Here is the little code snippet:

class A
{
public:
    A(int value) : value_(value)
    {
        cout <<"Regular constructor" <<endl;
    }

    A(const A& other)   : value_(other.value_)  
    {
        cout <<"Copy constructor" <<endl;
    }

private:
    int value_;
};
int main()
{
    A a = A(5);
}

I assumed that output would be "Regular Constructor" (for RHS) followed by "Copy constructor" for LHS. So I avoided this style and always declared variable of class as A a(5);. But to my surprise in the code above copy constructor is never called (Visual C++ 2008)

Does anybody know if this behavior is a result of compiler optimization, or some documented (and portable) feature of C++? Thanks.

Answer 1

From another comment: "So by default I should not rely on it (as it may depend on the compiler)"

No, it does not depend on the compiler, practically anyway.
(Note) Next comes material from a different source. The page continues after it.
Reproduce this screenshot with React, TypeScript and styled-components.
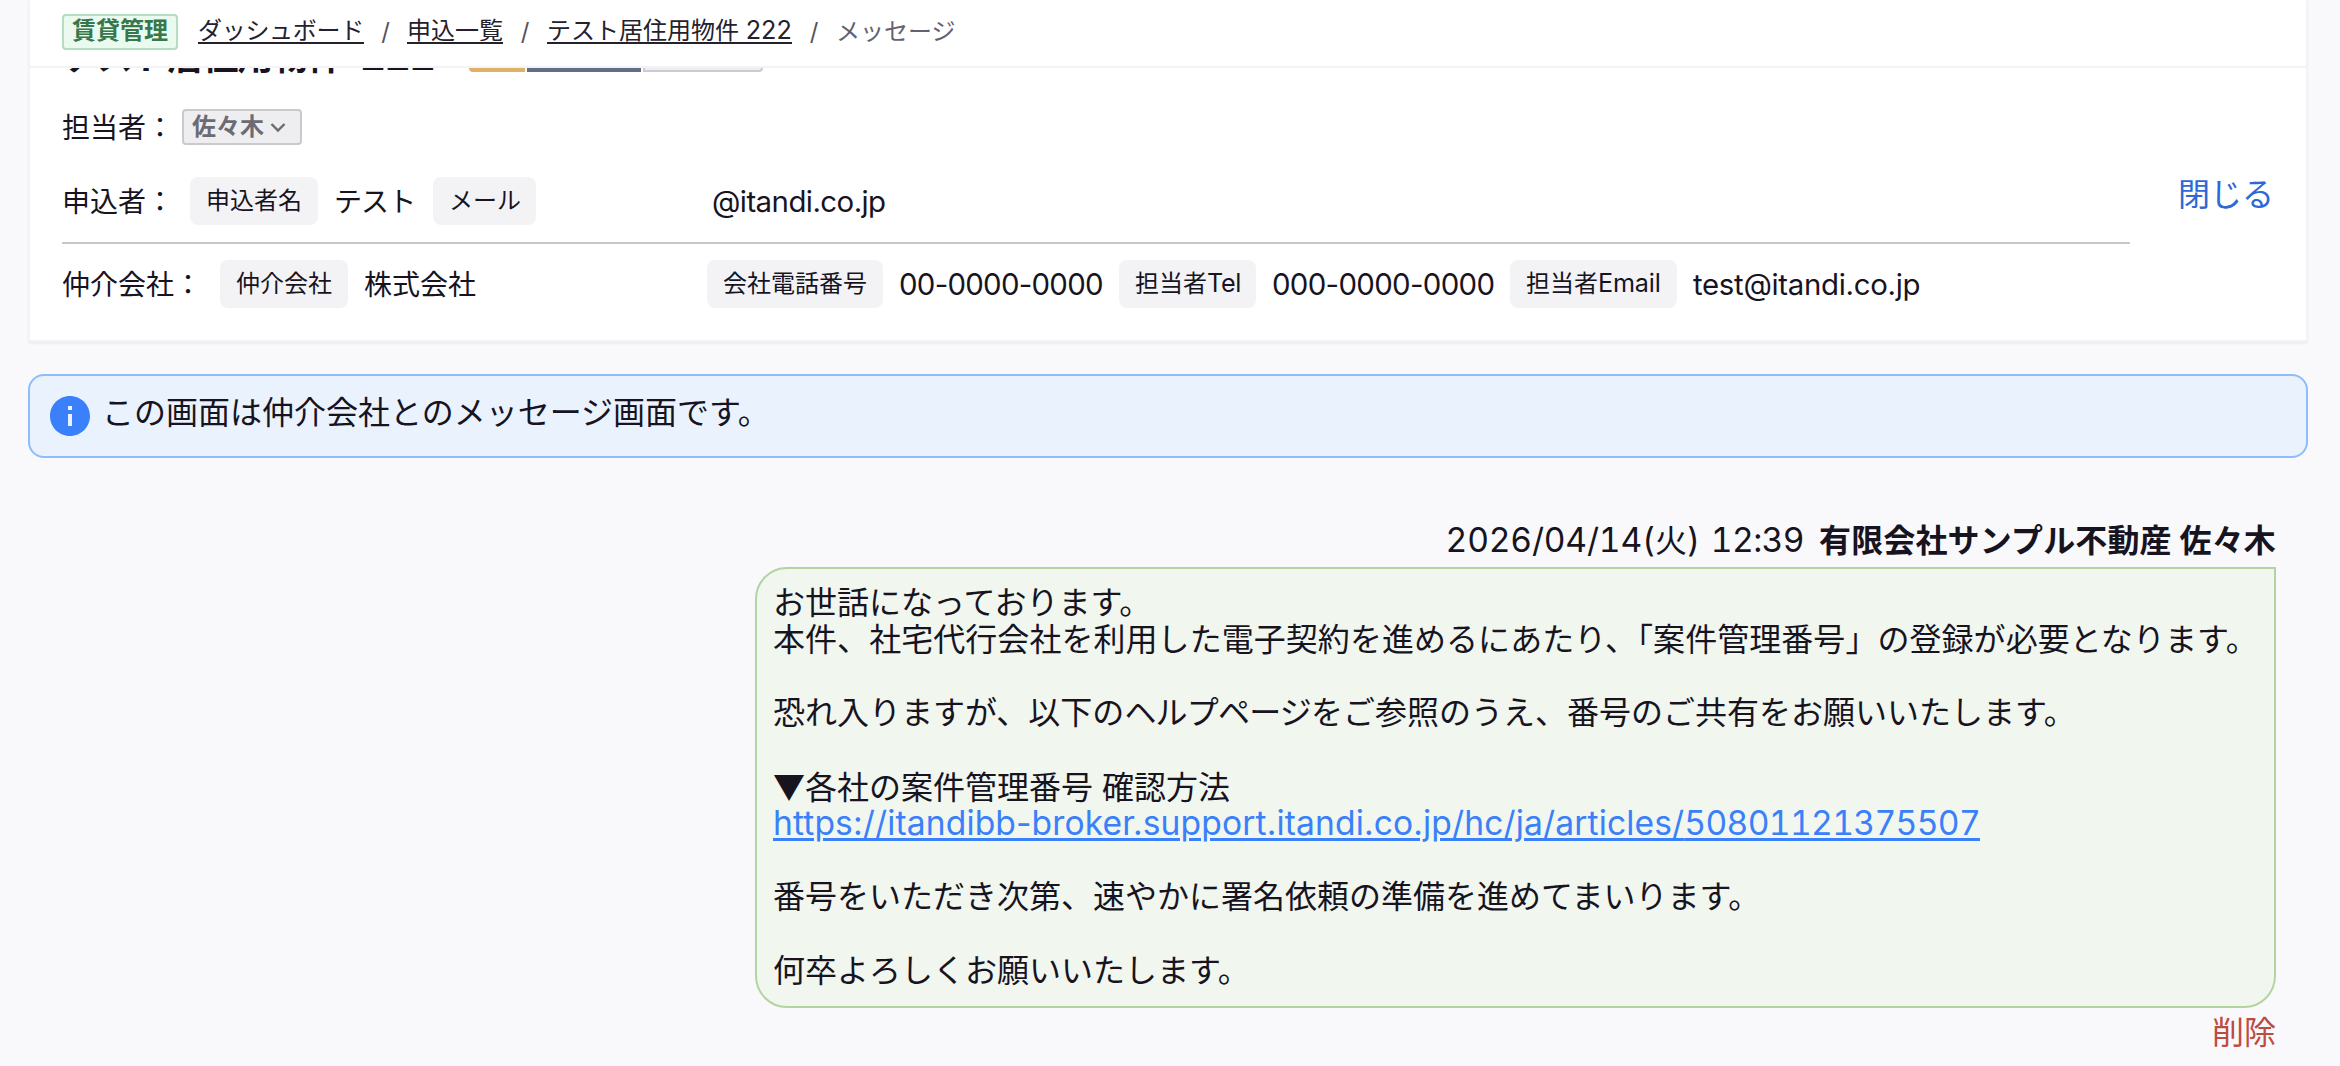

Any compiler worth a grain of sand won't waste time constructing an A, then copying it over.

In the standard it explicitly says that it is completely acceptable for T = x; to be equivalent to saying T(x);. (§12.8.15, pg. 211) Doing this with T(T(x)) is obviously redundant, so it removes the inner T.

To get the desired behavior, you'd force the compiler to default construct the first A:

A a;
// A is now a fully constructed object,
// so it can't call constructors again:
a = A(5);